The biggest thing going for the Zags was their opponent. They weren’t playing the massive Michigan team, again, but a short-handed, injury-depleted Kentucky team.

Right, but it’s still Kentucky, a team with a reported $22 million roster.

The Wildcats fell to 5-4, but were ranked No. 18, and just dropped a three-point decision to No. 16 North Carolina.

Here’s what the Zags showed:

Confidence: Zero hangover from the Michigan debacle. They had been shaken by the Wolverines. Even as veteran as this team is, the Zags had been Bambi and Michigan was an 18-wheeler flashing its brights.

Consider: Even with all their experience as individuals, they haven’t had much experience as a collective, as Zags. That connection is a process. Michigan provided a stress-test for the system, identifying weaknesses. Kentucky provided target practice.

Interior dominance: Zags may celebrate the return of Graham Ike. Michigan was a tough night and a bad matchup. Ike scored one point after seven earlier games at All-American quality play.

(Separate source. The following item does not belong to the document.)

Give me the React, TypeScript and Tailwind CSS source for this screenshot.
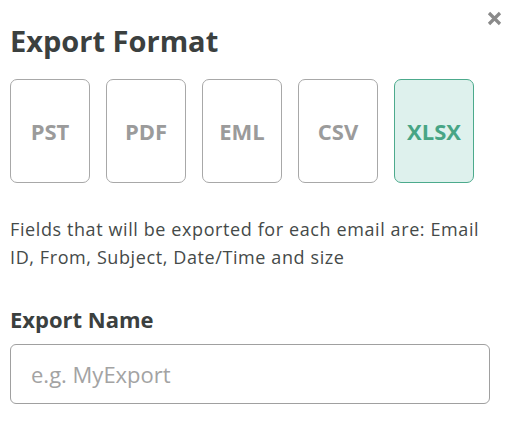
import React from "react";

const formats = ["PST", "PDF", "EML", "CSV", "XLSX"];

export default function App() {
  const selected = "XLSX";

  return (
    <div className="relative w-[510px] h-[426px] bg-white px-[10px] pt-[21px] text-[#3b403f] font-['Open_Sans',sans-serif]">
      {/* Close */}
      <button className="absolute right-[8px] top-[10px] w-[16px] h-[16px] flex items-center justify-center text-[#8a8a8a]" aria-label="Close">
        <svg width="15" height="15" viewBox="0 0 15 15">
          <path d="M2 2 L13 13 M13 2 L2 13" stroke="currentColor" strokeWidth="3.2" strokeLinecap="butt" />
        </svg>
      </button>

      <h2 className="text-[29px] leading-[40px] font-bold">Export Format</h2>

      <div className="flex gap-[16px] mt-[18px]">
        {formats.map((f) => {
          const active = f === selected;
          return (
            <div
              key={f}
              className={`w-[80px] h-[104px] rounded-[7px] border flex items-center justify-center text-[22px] font-bold ${
                active
                  ? "bg-[#def1ed] border-[#4caa8c] text-[#47a585]"
                  : "bg-white border-[#a8a8a8] text-[#9b9b9b]"
              }`}
            >
              {f}
            </div>
          );
        })}
      </div>

      <p className="mt-[32px] text-[18px] leading-[28px] tracking-[0.6px] text-[#454a49]">
        Fields that will be exported for each email are: Email ID, From, Subject, Date/Time and size
      </p>

      <label className="block mt-[33px] text-[22px] leading-[30px] font-bold">Export Name</label>

      <input
        className="block mt-[10px] w-[480px] h-[60px] rounded-[6px] border border-[#a0a0a0] px-[20px] text-[22px] outline-none placeholder:text-[#a3a3a3]"
        placeholder="e.g. MyExport"
      />
    </div>
  );
}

Ike was obviously revving hot for this one. And he made Kentucky pay. The biggest gut-check for the Zags was Ike. So much is expected of him. And he’s answered every night until the Michigan game.

Friday night? Sensational. Ten rebounds to go with 28 points.

If Ike can keep that internal fire kindled and stoked at this level, whoa. Really, seriously, whoa.

Add to Ike another top-shelf performance by Braden Huff, going for 20 on a variety of lane and baseline shots.

Deadly shooting: This is a function of confidence, too. After clanking in only 3 of 22 3-pointers against Michigan, they went 9 for 18 from behind the arc, netting 57 percent of all shots.

That allowed them to score 95 points against a team that had just held North Carolina to 67.

Guard Adam Miller, particularly looked on-target, hitting 3 of 5 3s.

Relentlessness: Zag fans who had watched GU against Kentucky at Climate Pledge Arena last season, surely were not relaxing when the Zags roared to a 43-20 lead Friday.

Up by 18 at halftime last year, in what might have been their best first half of the season, GU went cold and UK became the aggressors, winning by one point in overtime.

No such thing this year, the Zags adding 51 more points in the second half as the bench ended up contributing 32 points.

From here, they’ve got a breather Sunday at home against North Florida before going to Seattle for another match with UCLA at Climate Pledge Arena next Sunday, and will later get another big-arena test against Oregon in Portland on the 21st.

Other lessons will be learned as the season progresses, but the 8-1 Zags have proven to themselves they can bounce back from a loss and dominate a team that clearly wasn’t playing with nearly the talent and guts they showed.